Clive Shell
- Born: Robert Clive Shell 9 September 1947 Pyle, Wales
- Died: 6 January 2012 (aged 64)
- Occupation: schoolmaster

Rugby union career
- Position: Scrum half

Amateur team(s)
- Years: Team / Apps / (Points)
- Pyle RFC
- –: Aberavon RFC
- –: Barbarian F.C.

International career
- Years: Team / Apps / (Points)
- 1973: Wales / 1 / (0)

Coaching career
- Years: Team
- 1984–87: Aberavon RFC

= Clive Shell =

Welsh rugby union footballer

Clive Shell (9 September 1947 – 6 January 2012) was a Welsh international rugby union player. Shell made his debut for the Wales national rugby union team on 10 November 1973 against Australia where he kissed the ball on his first touch while putting the ball into a scrum. A scrum-half, he played club rugby for Aberavon RFC.

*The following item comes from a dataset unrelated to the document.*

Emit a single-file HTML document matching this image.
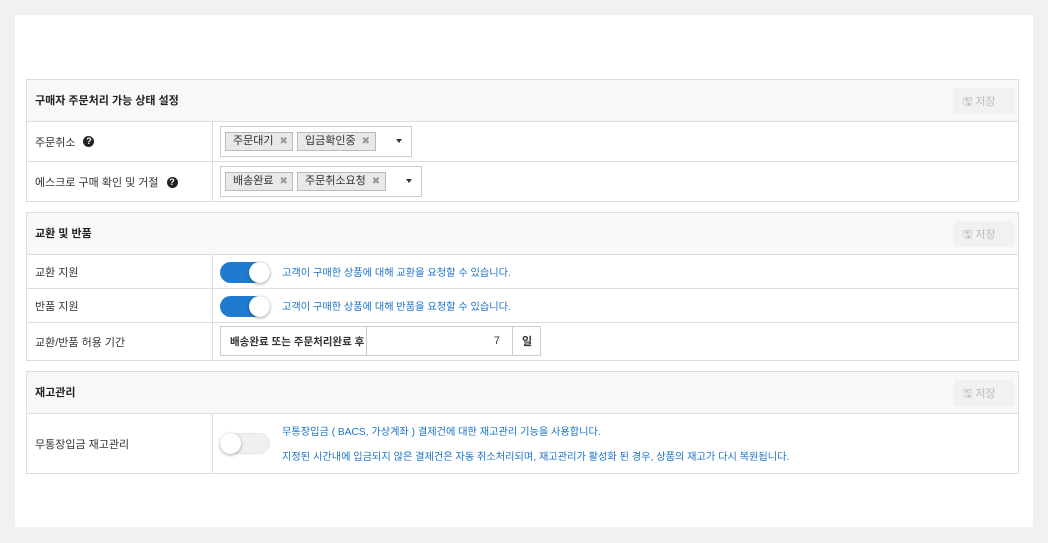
<!DOCTYPE html>
<html><head><meta charset="utf-8"><style>
*{box-sizing:border-box;margin:0;padding:0}
body{width:1048px;height:543px;background:#f1f1f1;font-family:"Liberation Sans","Noto Sans CJK KR",sans-serif;font-size:11px;color:#333;position:relative;overflow:hidden}
.panel{position:absolute;left:15px;top:15px;width:1018px;height:512px;background:#fff}
.sec{position:absolute;left:26px;width:993px;border:1px solid #ddd;background:#fff}
.hd{position:absolute;left:0;top:0;right:0;height:42px;background:#f8f8f8;border-bottom:1px solid #ddd;font-weight:bold;font-size:11px;color:#222;padding:12px 0 0 8px}
.save{position:absolute;right:4px;top:8px;width:60px;height:26px;background:#f1f1f1;color:#bbb;font-size:11px;padding:5px 0 0 9px;font-weight:normal}
.row{position:absolute;left:0;right:0;border-bottom:1px solid #ddd}
.row:last-child{border-bottom:none}
.lab{position:absolute;left:0;top:0;bottom:0;width:186px;border-right:1px solid #ddd;padding-left:8px;display:flex;align-items:center;color:#333}
.q{display:inline-block;width:11px;height:11px;border-radius:50%;background:#222;color:#fff;font-size:9px;font-weight:bold;text-align:center;line-height:11px;margin-left:8px}
.sel{position:absolute;top:4px;height:31px;border:1px solid #ccc;background:#fff}
.tag{position:absolute;top:5px;height:19px;background:#e8e8e8;border:1px solid #bbb;padding:0 0 0 7px;line-height:17px;color:#333}
.tag i{font-style:normal;color:#999;font-size:10px;margin-left:6px}
.car{position:absolute;top:12px;width:0;height:0;border-left:3px solid transparent;border-right:3px solid transparent;border-top:4px solid #333}
.tg{position:absolute;left:193px;width:50px;height:21px;border-radius:11px}
.tg b{position:absolute;top:0;width:21px;height:21px;border-radius:50%;background:#fff;box-shadow:0 1px 3px rgba(0,0,0,.35)}
.blue{color:#1a73c8;position:absolute;font-size:10.2px;white-space:nowrap}
.cell{position:absolute;top:3px;height:30px;border:1px solid #ccc;display:flex;align-items:center}
</style></head><body>
<div class="panel"></div>

<div class="sec" style="top:79px;height:123px">
 <div class="hd">구매자 주문처리 가능 상태 설정<div class="save">&#128427; 저장</div></div>
 <div class="row" style="top:42px;height:40px"><div class="lab">주문취소<span class="q">?</span></div>
  <div class="sel" style="left:193px;width:192px">
   <div class="tag" style="left:4px;width:68px">주문대기<i>✖</i></div>
   <div class="tag" style="left:76px;width:79px">입금확인중<i>✖</i></div>
   <div class="car" style="left:175px"></div>
  </div></div>
 <div class="row" style="top:82px;height:40px"><div class="lab">에스크로 구매 확인 및 거절<span class="q">?</span></div>
  <div class="sel" style="left:193px;width:202px">
   <div class="tag" style="left:4px;width:68px">배송완료<i>✖</i></div>
   <div class="tag" style="left:76px;width:89px">주문취소요청<i>✖</i></div>
   <div class="car" style="left:185px"></div>
  </div></div>
</div>

<div class="sec" style="top:212px;height:149px">
 <div class="hd">교환 및 반품<div class="save">&#128427; 저장</div></div>
 <div class="row" style="top:42px;height:34px"><div class="lab">교환 지원</div>
  <div class="tg" style="top:7px;background:#1f7bd0"><b style="left:29px"></b></div>
  <div class="blue" style="left:255px;top:9px">고객이 구매한 상품에 대해 교환을 요청할 수 있습니다.</div></div>
 <div class="row" style="top:76px;height:34px"><div class="lab">반품 지원</div>
  <div class="tg" style="top:7px;background:#1f7bd0"><b style="left:29px"></b></div>
  <div class="blue" style="left:255px;top:9px">고객이 구매한 상품에 대해 반품을 요청할 수 있습니다.</div></div>
 <div class="row" style="top:110px;height:38px"><div class="lab">교환/반품 허용 기간</div>
  <div class="cell" style="left:193px;width:147px;font-weight:bold;padding-left:9px;font-size:10.5px">배송완료 또는 주문처리완료 후</div>
  <div class="cell" style="left:339px;width:147px;justify-content:flex-end;padding-right:12px">7</div>
  <div class="cell" style="left:485px;width:29px;font-weight:bold;padding-left:9px">일</div>
 </div>
</div>

<div class="sec" style="top:371px;height:103px">
 <div class="hd">재고관리<div class="save">&#128427; 저장</div></div>
 <div class="row" style="top:42px;height:60px"><div class="lab">무통장입금 재고관리</div>
  <div class="tg" style="top:19px;background:#f0f0f0;border:1px solid #e4e4e4"><b style="left:-1px;top:-1px"></b></div>
  <div class="blue" style="left:255px;top:9px">무통장입금 ( BACS, 가상계좌 ) 결제건에 대한 재고관리 기능을 사용합니다.</div>
  <div class="blue" style="left:255px;top:34px">지정된 시간내에 입금되지 않은 결제건은 자동 취소처리되며, 재고관리가 활성화 된 경우, 상품의 재고가 다시 복원됩니다.</div>
 </div>
</div>
</body></html>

Shell was one of several scrum halves of that era who were in competition with Gareth Edwards for a place in the Welsh side. Although the Australia encounter was his one and only cap, Shell played for Wales against Tonga (1974). In 1977, during a Welsh Cup semi-final, Shell received a broken jaw playing against Edwards and Cardiff RFC.

Shell formed a club half-back partnership with John Bevan who was also capped by Wales. He captained Aberavon RFC in the seasons of 1977–78, 1978–79 and 1979–80 before retiring.

A school teacher by profession, Shell coached Aberavon during the early 1980s. Shell's death was announced on 6 January 2012.